Thousands were executed and then pushed into mass graves with bulldozers. Reports suggest some were buried alive, while some adults were forced to watch their children be killed. Women and girls meanwhile were taken out of the queues of evacuees and raped. Witnesses spoke of streets littered with corpses. Under-equipped Dutch soldiers witnessing the Serb aggression did nothing and about 5,000 Muslims sheltering at their base were handed over.

A UN tribunal in The Hague that investigated the events later spoke of the huge amount of planning that went into the massacre. “A concerted effort was made to capture all Muslim men of military age,” a judgement against one Bosnian Serb commander read.

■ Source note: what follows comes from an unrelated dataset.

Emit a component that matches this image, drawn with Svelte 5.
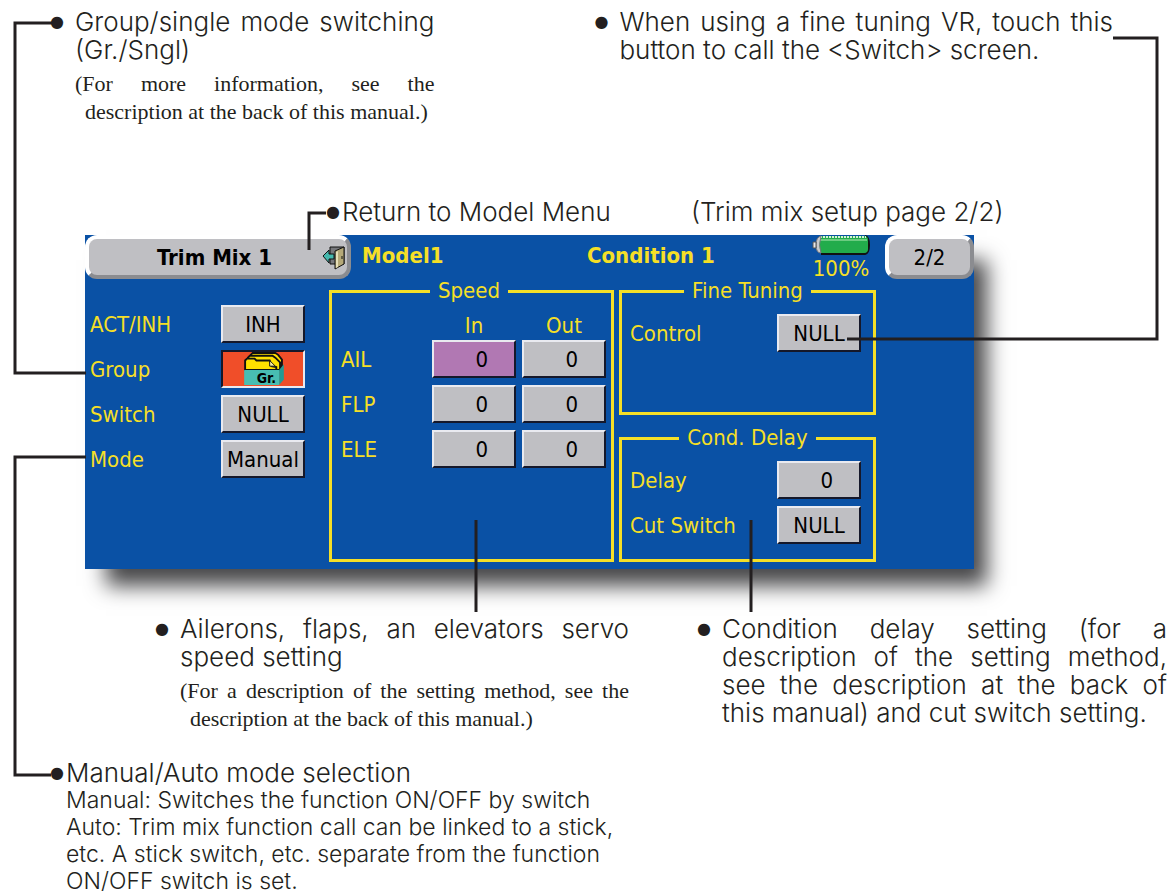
<script lang="ts">
    interface ISetting {
        id: string;
        label: string;
        value: string;
    }

    const settings: ISetting[] = [
        { id: 'act', label: 'ACT/INH', value: 'INH' },
        { id: 'group', label: 'Group', value: 'Gr.' },
        { id: 'switch', label: 'Switch', value: 'NULL' },
        { id: 'mode', label: 'Mode', value: 'Manual' }
    ];

    const surfaces = ['AIL', 'FLP', 'ELE'];
    const directions = ['In', 'Out'];

    let selected = $state('AIL-In');
</script>

<main>
    <svg class="leaders" viewBox="0 0 1176 895" preserveAspectRatio="none" aria-hidden="true">
        <path d="M52 23H15V373H86" />
        <path d="M86 457H15V775H51" />
        <path d="M1113 38H1157V339H847" />
        <path d="M326 213H309V250" />
        <path d="M476 520V612" />
        <path d="M751 520V612" />
    </svg>

    <div class="notes top">
        <section class="note">
            <span class="dot">●</span>
            <div>
                <p class="fill">Group/single mode switching</p>
                <p>(Gr./Sngl)</p>
                <div class="small">
                    <p class="fill">(For more information, see the</p>
                    <p class="inset">description at the back of this manual.)</p>
                </div>
            </div>
        </section>
        <section class="note">
            <span class="dot">●</span>
            <div>
                <p class="fill">When using a fine tuning VR, touch this</p>
                <p>button to call the &lt;Switch&gt; screen.</p>
            </div>
        </section>
    </div>

    <div class="captions">
        <p class="lead"><span class="dot">●</span>Return to Model Menu</p>
        <p>(Trim mix setup page 2/2)</p>
    </div>

    <div class="screen">
        <header>
            <button class="tab title">
                <span>Trim Mix 1</span>
                <svg width="26" height="26" viewBox="0 0 26 26" aria-hidden="true">
                    <path d="M9 2h14v17H9z" fill="#77787c" stroke="#111" />
                    <path d="M14 6l9-4v17l-9 5z" fill="#b5a978" stroke="#111" />
                    <path d="M15 7l2-1v16l-2 1z" fill="#e6dfb8" />
                    <path d="M21 11v3" stroke="#111" />
                    <path d="M2 11l6-6v4h5v5H8v4z" fill="#45b8ad" stroke="#111" />
                </svg>
            </button>
            <strong class="model">Model1</strong>
            <strong class="condition">Condition 1</strong>
            <div class="battery">
                <svg width="58" height="20" viewBox="0 0 58 20" aria-hidden="true">
                    <path d="M9 19h44q4-1 4-9t-4-9" fill="none" stroke="#111" stroke-width="2" />
                    <rect x="6" y="1" width="50" height="17" rx="4" fill="#22ac4b" />
                    <path d="M8 2h46" stroke="#d6f0da" stroke-width="2" stroke-dasharray="2 1" />
                    <path d="M8 5h47" stroke="#6bcb80" stroke-width="2" />
                    <path d="M9 1q-5 1-5 9t5 8q-3-8 0-17z" fill="#c9cacd" stroke="#77787c" />
                    <path d="M4 7H1v6h3z" fill="#e7e7e9" stroke="#555" />
                </svg>
                <span>100%</span>
            </div>
            <button class="tab page">2/2</button>
        </header>

        <div class="body">
            <div class="settings">
                {#each settings as setting}
                    <label for={setting.id}>{setting.label}</label>
                    {#if setting.id === 'group'}
                        <button id={setting.id} class="key group">
                            <svg width="44" height="34" viewBox="0 0 44 36" aria-hidden="true">
                                <path d="M8 18V3l2-2h24l3 2 4 5v10z" fill="#ffe100" stroke="#111" stroke-width="2" />
                                <path d="M5 18V6l2-2h24l3 2 5 5v8z" fill="#ffe100" stroke="#111" stroke-width="2" />
                                <path d="M2 19V9l2-2h8l2 2h14l2 6 5 1v3z" fill="#ffe100" stroke="#111" stroke-width="2" />
                                <path d="M28 9v6h6z" fill="#fff3a0" stroke="#111" />
                                <path d="M38 19l5-6v16l-5 6z" fill="#239b94" />
                                <path d="M1 19h37v16H1z" fill="#48bdb2" />
                            </svg>
                            <span>{setting.value}</span>
                        </button>
                    {:else}
                        <button id={setting.id} class="key">{setting.value}</button>
                    {/if}
                {/each}
            </div>

            <fieldset class="speed">
                <legend>Speed</legend>
                <table>
                    <thead>
                        <tr>
                            <th></th>
                            {#each directions as direction}
                                <th>{direction}</th>
                            {/each}
                        </tr>
                    </thead>
                    <tbody>
                        {#each surfaces as surface}
                            <tr>
                                <th scope="row">{surface}</th>
                                {#each directions as direction}
                                    <td>
                                        <button
                                            class="key number"
                                            class:selected={selected === `${surface}-${direction}`}
                                            onclick={() => (selected = `${surface}-${direction}`)}
                                        >0</button>
                                    </td>
                                {/each}
                            </tr>
                        {/each}
                    </tbody>
                </table>
            </fieldset>

            <div class="side">
                <fieldset>
                    <legend>Fine Tuning</legend>
                    <div class="row">
                        <label for="control">Control</label>
                        <button id="control" class="key">NULL</button>
                    </div>
                </fieldset>
                <fieldset>
                    <legend>Cond. Delay</legend>
                    <div class="row">
                        <label for="delay">Delay</label>
                        <button id="delay" class="key number">0</button>
                    </div>
                    <div class="row">
                        <label for="cut">Cut Switch</label>
                        <button id="cut" class="key">NULL</button>
                    </div>
                </fieldset>
            </div>
        </div>
    </div>

    <div class="notes bottom">
        <section class="note">
            <span class="dot">●</span>
            <div>
                <p class="fill">Ailerons, flaps, an elevators servo</p>
                <p>speed setting</p>
                <div class="small">
                    <p class="fill">(For a description of the setting method, see the</p>
                    <p class="inset">description at the back of this manual.)</p>
                </div>
            </div>
        </section>
        <section class="note">
            <span class="dot">●</span>
            <div>
                <p class="fill">Condition delay setting (for a</p>
                <p class="fill">description of the setting method,</p>
                <p class="fill">see the description at the back of</p>
                <p>this manual) and cut switch setting.</p>
            </div>
        </section>
    </div>

    <section class="mode">
        <p class="lead"><span class="dot">●</span>Manual/Auto mode selection</p>
        <div class="details">
            <p>Manual: Switches the function ON/OFF by switch</p>
            <p>Auto: Trim mix function call can be linked to a stick,</p>
            <p>etc. A stick switch, etc. separate from the function</p>
            <p>ON/OFF switch is set.</p>
        </div>
    </section>
</main>

<style>
    :global(body) {
        background: #fff;
    }

    main {
        position: relative;
        box-sizing: border-box;
        min-height: 100vh;
        padding-top: 8px;
        color: #231f20;
        font-family: "Century Gothic", Inter, sans-serif;
        font-size: 26px;
        font-weight: 300;
        line-height: 28px;
    }

    p {
        margin: 0;
        white-space: nowrap;
    }

    .leaders {
        position: absolute;
        inset: 0;
        z-index: 1;
        width: 100%;
        height: 100%;
        pointer-events: none;

        & path {
            fill: none;
            stroke: #231f20;
            stroke-width: 3;
            vector-effect: non-scaling-stroke;
        }
    }

    .dot {
        flex: none;
        width: 16px;
        font-family: "DejaVu Sans", sans-serif;
        font-size: 16px;
        font-weight: 400;
    }

    .lead {
        display: flex;
    }

    .notes {
        display: grid;
    }

    .note {
        display: flex;
        gap: 9px;

        & > div {
            flex: 1;
        }
    }

    .fill {
        text-align-last: justify;
    }

    .small {
        margin-top: 6px;
        font-family: "Liberation Serif", serif;
        font-size: 22px;
        font-weight: 400;
    }

    .inset {
        padding-left: 10px;
    }

    .top {
        grid-template-columns: 384fr 518fr;
        gap: 160px;
        height: 190px;
        padding: 0 63px 0 50px;
    }

    .captions {
        display: grid;
        grid-template-columns: 365fr 485fr;
        padding: 0 0 9px 326px;
    }

    .screen {
        display: flex;
        flex-direction: column;
        min-height: 334px;
        margin: 0 202px 0 85px;
        background: #0a51a5;
        box-shadow: 17px 21px 20px -4px #48484a;
        color: #f5df27;
        font-family: "DejaVu Sans Condensed", "DejaVu Sans", sans-serif;
        font-size: 22px;
        font-weight: 400;
        line-height: 24px;
    }

    header {
        display: grid;
        grid-template-columns: 266fr 236fr 214fr 84fr 89fr;
        height: 44px;
    }

    button {
        box-sizing: border-box;
        margin: 0;
        padding: 2px 0 0;
        color: #000;
        font: inherit;
    }

    label {
        padding-top: 2px;
    }

    .tab {
        height: 44px;
        border: 4px solid;
        border-color: #fff #8b8c90 #8b8c90 #fff;
        border-radius: 12px;
        background: #bfbfc3;
    }

    .title {
        display: flex;
        align-items: center;
        justify-content: space-between;
        padding-left: 68px;
        font-weight: bold;
    }

    .model,
    .condition {
        padding-top: 9px;
    }

    .model {
        padding-left: 11px;
    }

    .battery {
        display: flex;
        flex-direction: column;
        align-items: center;
        padding-right: 4px;
        line-height: 28px;
    }

    .body {
        display: grid;
        grid-template-columns: 234fr 285fr 257fr;
        gap: 5px;
        flex: 1;
        padding: 0 98px 7px 5px;
    }

    .settings {
        display: grid;
        grid-template-columns: 1fr 84px;
        align-content: start;
        align-items: center;
        gap: 7px 0;
        padding: 26px 19px 0 0;
    }

    .key {
        display: block;
        width: 84px;
        height: 38px;
        border: 2px solid;
        border-color: #e9eaf0 #15182a #15182a #e9eaf0;
        background: #bfbfc3;
    }

    .number {
        padding-right: 26px;
        text-align: right;
    }

    .selected {
        background: #b178b3;
    }

    .group {
        position: relative;
        padding-top: 0;
        border-color: #15182a #e9eaf0 #e9eaf0 #15182a;
        background: #f04e29;

        & svg {
            display: block;
            margin-left: 19px;
        }

        & span {
            position: absolute;
            right: 27px;
            bottom: 0;
            font-size: 14px;
            font-weight: bold;
            line-height: 16px;
        }
    }

    fieldset {
        min-width: 0;
        margin: 0;
        padding: 0;
        border: 3px solid #f5df27;
    }

    legend {
        margin: 0 auto 11px;
        padding: 0 8px;
    }

    table {
        width: 100%;
        border-collapse: collapse;
    }

    th {
        height: 24px;
        padding: 0 0 2px 6px;
        font-weight: normal;
    }

    tbody th {
        padding: 0 0 5px 9px;
        text-align: left;
    }

    td {
        width: 84px;
        padding: 0 0 7px 6px;
    }

    .speed {
        padding-right: 5px;
    }

    .side {
        display: grid;
        grid-template-rows: 1fr 1fr;
        gap: 11px;
    }

    .row {
        display: flex;
        align-items: center;
        justify-content: space-between;
        margin-bottom: 7px;
        padding: 0 12px 0 8px;
    }

    .bottom {
        grid-template-columns: 474fr 470fr;
        gap: 68px;
        padding: 46px 9px 0 155px;
    }

    .mode {
        padding: 26px 0 0 50px;
    }

    .details {
        padding-left: 16px;
        font-size: 23px;
        line-height: 27px;
    }
</style>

Buses carrying women and children were systematically search for males, and often troops took young boys and elderly men who would not have been eligible to serve in the army. The effects of that massacre still reverberate to this day. New mass graves and bodies of victims are still being discovered, 25 years after the genocide.

A 2002 report blamed the Dutch government and military officials for failing to prevent the killings. The entire government resigned in the wake of the report. In 2019, the country’s Supreme Court upheld a ruling that the Netherlands was partially responsible for 350 deaths at Srebrenica.

In 2017, a UN tribunal in The Hague convicted Mladic of genocide and other atrocities. The commander had gone into hiding after the end of the war in 1995 and was not found until 2011, in his cousin’s home in northern Serbia.

Serbia has since apologised for the crime but still refuses to accept this was a genocide.